WHAT HAPPENS TO SUPER BOWL? The WALL STREET JOURNAL's Matthew Futterman notes aside from delaying the teams’ arrival in Inglewood, the setback "throws a wrench" into the NFL's plans to hold the Super Bowl LV at the stadium. An NFL spokesperson said that current rules "require a stadium to be open for two whole regular seasons before it plays host to a Super Bowl." For the '21 game to remain in Inglewood, NFL owners "will have to grant a waiver." It has "been done before" -- when the league allowed Super Bowl XLVIII to played at MetLife Stadium (WALL STREET JOURNAL, 5/19).

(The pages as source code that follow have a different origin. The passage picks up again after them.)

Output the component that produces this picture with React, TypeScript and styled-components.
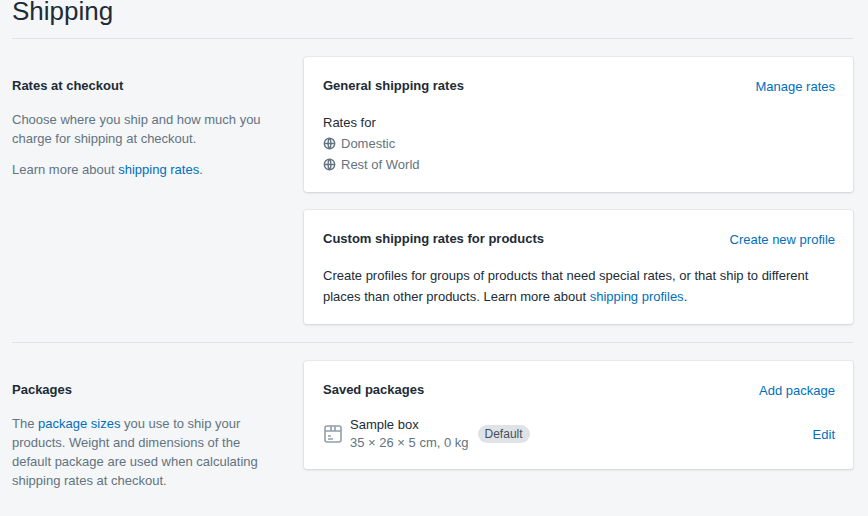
import React from "react";
import styled, { createGlobalStyle } from "styled-components";

const Global = createGlobalStyle`
  body {
    margin: 0;
    background: #f4f6f8;
    font-family: "Liberation Sans", Arial, sans-serif;
    color: #212b36;
    font-size: 13px;
  }
`;

const Page = styled.div`
  padding: 0 15px 0 12px;
  overflow: hidden;
  height: 516px;
`;

const Title = styled.h1`
  margin: -5px 0 0;
  font-size: 26px;
  font-weight: 400;
  line-height: 32px;
  padding-bottom: 11px;
  border-bottom: 1px solid #dfe3e8;
`;

const Section = styled.div<{ $border?: boolean }>`
  display: grid;
  grid-template-columns: 280px 1fr;
  column-gap: 12px;
  padding: 18px 0;
  border-bottom: ${(p) => (p.$border ? "1px solid #dfe3e8" : "none")};
`;

const Aside = styled.div`
  padding-top: 19px;
  padding-right: 24px;
`;

const AsideHead = styled.h2`
  margin: 0 0 14px;
  font-size: 13px;
  font-weight: 600;
  line-height: 20px;
`;

const AsideText = styled.p`
  margin: 0 0 12px;
  color: #637381;
  line-height: 19px;
`;

const Link = styled.a`
  color: #006fbb;
  text-decoration: none;
`;

const Cards = styled.div`
  display: flex;
  flex-direction: column;
  gap: 18px;
`;

const Card = styled.div`
  background: #fff;
  border-radius: 3px;
  box-shadow: 0 0 0 1px rgba(63, 63, 68, 0.05), 0 1px 3px 0 rgba(63, 63, 68, 0.15);
  padding: 19px 18px 17px 19px;
`;

const CardHead = styled.div`
  display: flex;
  justify-content: space-between;
  align-items: center;
  margin-bottom: 16px;
`;

const CardTitle = styled.h3`
  margin: 0;
  font-size: 13px;
  font-weight: 600;
  line-height: 20px;
`;

const Text = styled.p`
  margin: 0;
  line-height: 21px;
`;

const Row = styled.div`
  display: flex;
  align-items: center;
  gap: 5px;
  color: #637381;
  line-height: 21px;
`;

const Pkg = styled.div`
  display: flex;
  align-items: center;
`;

const PkgInfo = styled.div`
  margin-left: 7px;
  line-height: 18px;
`;

const Sub = styled.div`
  color: #637381;
`;

const Badge = styled.span`
  background: #dfe3e8;
  border-radius: 10px;
  padding: 1px 7px;
  font-size: 12px;
  line-height: 16px;
  color: #454f5b;
  margin-left: 9px;
`;

const Globe = () => (
  <svg width="13" height="13" viewBox="0 0 20 20" fill="none" stroke="#637381" strokeWidth="2.2">
    <circle cx="10" cy="10" r="8" />
    <path d="M2 10h16M10 2c-3 3-3 13 0 16M10 2c3 3 3 13 0 16" />
  </svg>
);

const Box = () => (
  <svg width="20" height="20" viewBox="0 0 20 20" fill="none" stroke="#919eab" strokeWidth="1.6">
    <rect x="2" y="2" width="16" height="16" rx="2" />
    <path d="M2 7h16M8 2v5h4V2M5 12h3M5 15h5" />
  </svg>
);

export default function App() {
  return (
    <>
      <Global />
      <Page>
        <Title>Shipping</Title>
        <Section $border>
          <Aside>
            <AsideHead>Rates at checkout</AsideHead>
            <AsideText>Choose where you ship and how much you charge for shipping at checkout.</AsideText>
            <AsideText>
              Learn more about <Link>shipping rates</Link>.
            </AsideText>
          </Aside>
          <Cards>
            <Card>
              <CardHead>
                <CardTitle>General shipping rates</CardTitle>
                <Link>Manage rates</Link>
              </CardHead>
              <Text>Rates for</Text>
              <Row>
                <Globe /> Domestic
              </Row>
              <Row>
                <Globe /> Rest of World
              </Row>
            </Card>
            <Card>
              <CardHead>
                <CardTitle>Custom shipping rates for products</CardTitle>
                <Link>Create new profile</Link>
              </CardHead>
              <Text>
                Create profiles for groups of products that need special rates, or that ship to different places
                than other products. Learn more about <Link>shipping profiles</Link>.
              </Text>
            </Card>
          </Cards>
        </Section>
        <Section>
          <Aside>
            <AsideHead>Packages</AsideHead>
            <AsideText>
              The <Link>package sizes</Link> you use to ship your products. Weight and dimensions of the default
              package are used when calculating shipping rates at checkout.
            </AsideText>
          </Aside>
          <Cards>
            <Card>
              <CardHead>
                <CardTitle>Saved packages</CardTitle>
                <Link>Add package</Link>
              </CardHead>
              <CardHead style={{ marginBottom: 0 }}>
                <Pkg>
                  <Box />
                  <PkgInfo>
                    <div>Sample box</div>
                    <Sub>35 × 26 × 5 cm, 0 kg</Sub>
                  </PkgInfo>
                  <Badge>Default</Badge>
                </Pkg>
                <Link>Edit</Link>
              </CardHead>
            </Card>
          </Cards>
        </Section>
      </Page>
    </>
  );
}
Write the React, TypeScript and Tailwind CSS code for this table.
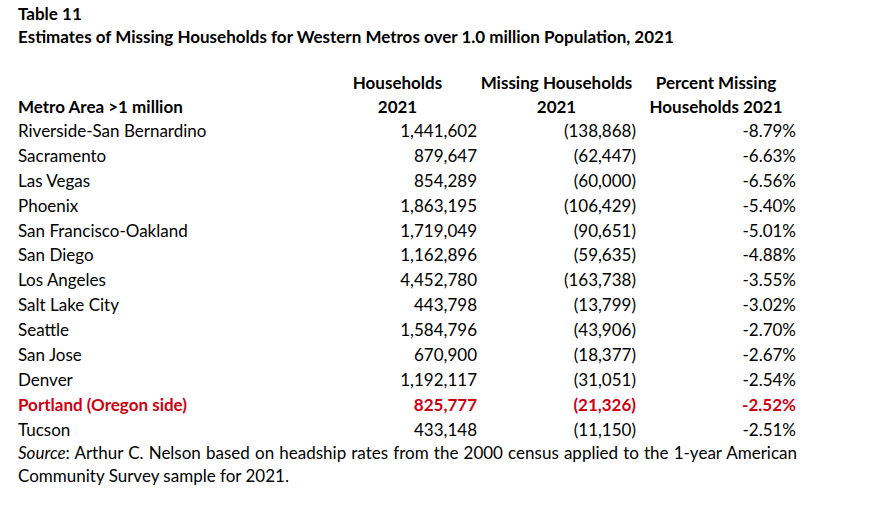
import React from "react";

type Row = { name: string; hh: string; miss: string; pct: string; hl?: boolean };

const rows: Row[] = [
  { name: "Riverside-San Bernardino", hh: "1,441,602", miss: "(138,868)", pct: "-8.79%" },
  { name: "Sacramento", hh: "879,647", miss: "(62,447)", pct: "-6.63%" },
  { name: "Las Vegas", hh: "854,289", miss: "(60,000)", pct: "-6.56%" },
  { name: "Phoenix", hh: "1,863,195", miss: "(106,429)", pct: "-5.40%" },
  { name: "San Francisco-Oakland", hh: "1,719,049", miss: "(90,651)", pct: "-5.01%" },
  { name: "San Diego", hh: "1,162,896", miss: "(59,635)", pct: "-4.88%" },
  { name: "Los Angeles", hh: "4,452,780", miss: "(163,738)", pct: "-3.55%" },
  { name: "Salt Lake City", hh: "443,798", miss: "(13,799)", pct: "-3.02%" },
  { name: "Seattle", hh: "1,584,796", miss: "(43,906)", pct: "-2.70%" },
  { name: "San Jose", hh: "670,900", miss: "(18,377)", pct: "-2.67%" },
  { name: "Denver", hh: "1,192,117", miss: "(31,051)", pct: "-2.54%" },
  { name: "Portland (Oregon side)", hh: "825,777", miss: "(21,326)", pct: "-2.52%", hl: true },
  { name: "Tucson", hh: "433,148", miss: "(11,150)", pct: "-2.51%" },
];

export default function App() {
  return (
    <div className="w-[881px] h-[523px] bg-white text-black pl-[18px] pt-[2px] font-['Lato','Open_Sans',sans-serif] text-[17px] overflow-hidden">
      <div className="font-bold leading-[23px]">
        <div>Table 11</div>
        <div>Estimates of Missing Households for Western Metros over 1.0 million Population, 2021</div>
      </div>

      <div className="mt-[23px] grid grid-cols-[300px_159px_159px_160px] font-bold leading-[24px]">
        <div className="flex items-end">Metro Area &gt;1 million</div>
        <div className="text-center">Households<br />2021</div>
        <div className="text-center">Missing Households<br />2021</div>
        <div className="text-center">Percent Missing<br />Households 2021</div>
      </div>

      <div className="flex flex-col">
        {rows.map((r) => (
          <div
            key={r.name}
            className={
              "grid grid-cols-[300px_159px_159px_160px] h-[24.9px] leading-[24.9px] " +
              (r.hl ? "font-bold text-[#cc0011]" : "")
            }
          >
            <div>{r.name}</div>
            <div className="text-right">{r.hh}</div>
            <div className="text-right">{r.miss}</div>
            <div className="text-right">{r.pct}</div>
          </div>
        ))}
      </div>

      <div className="leading-[23.5px] -mt-[2px]">
        <div className="w-[779px] text-justify [text-align-last:justify] whitespace-nowrap">
          <span className="italic">Source</span>: Arthur C. Nelson based on headship rates from the 2000 census applied to the 1-year American
        </div>
        <div>Community Survey sample for 2021.</div>
      </div>
    </div>
  );
}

TAKE YOUR TIME: In L.A., Vincent Bonsignore writes the Rams and Chargers "could have forged ahead" trying to reach the '19 target date, and "maybe even met it." Instead, they "opted for prudence over pride." The delay not only "eliminates any risk resulting in ramping up the pace to meet the original deadline, it also creates built-in accommodations for any potential future delays." By deciding to "apply the brakes now, they’ve set a realistic finish line they should easily cross rather than sprinting to a target they might ultimately fall short of." Bonsignore notes there actually is "some potential upside" to the delay. The Chargers get one more year "acclimating and marketing" themselves in L.A. before "making the move to the much larger stadium in Inglewood." That means one more year to "entice local fans onto your bandwagon and season-ticket customer list for the new stadium" (L.A. DAILY NEWS, 5/19).